The present invention relates to manufacturing semiconductor devices, particularly to manufacturing gate dielectric layers for Replacement Gate Field Effect Transistor (FET) structures.
FETs are commonly employed in electronic circuit applications. FETs may include a source region and a drain region spaced apart by a semiconductor channel region. In planar FETs, the semiconductor channel region may be a semiconductor substrate. In finFETs, the semiconductor channel region may be a semiconductor fin. A gate, potentially including a gate dielectric layer, a work function metal layer, and a metal electrode, may be formed above the channel region. By applying voltage to the gate, the conductivity of the channel region may increase and allow current to flow from the source region to the drain region.
FinFETs are an emerging technology which may provide solutions to field effect transistor (FET) scaling problems at, and below, the 22 nm node. FinFET structures include at least one narrow semiconductor fin as the channel region of the FET and are gated on at least two sides of each of the at least one semiconductor fin. FinFETs including more than one fin may be referred to as multi-fin FinFETs. FinFETs may be formed on bulk substrates to reduce wafer cost and/or enable formation of certain devices in the bulk substrate.

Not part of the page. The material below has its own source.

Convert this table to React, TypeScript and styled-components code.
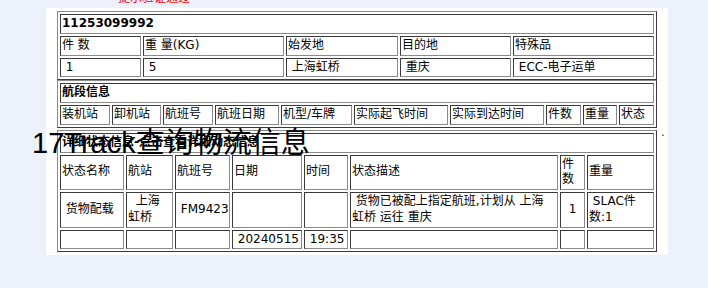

Due in part to the relative instability of the dielectric layer and work function metal layer of the gate, a gate-last process, also known as a replacement metal gate process, may be used where a sacrificial gate is formed prior to forming other components of the FET. The sacrificial gate may then be removed to form a recessed region that may then be filled with a replacement metal gate potentially including a gate dielectric layer, a work function metal layer, and a metal electrode.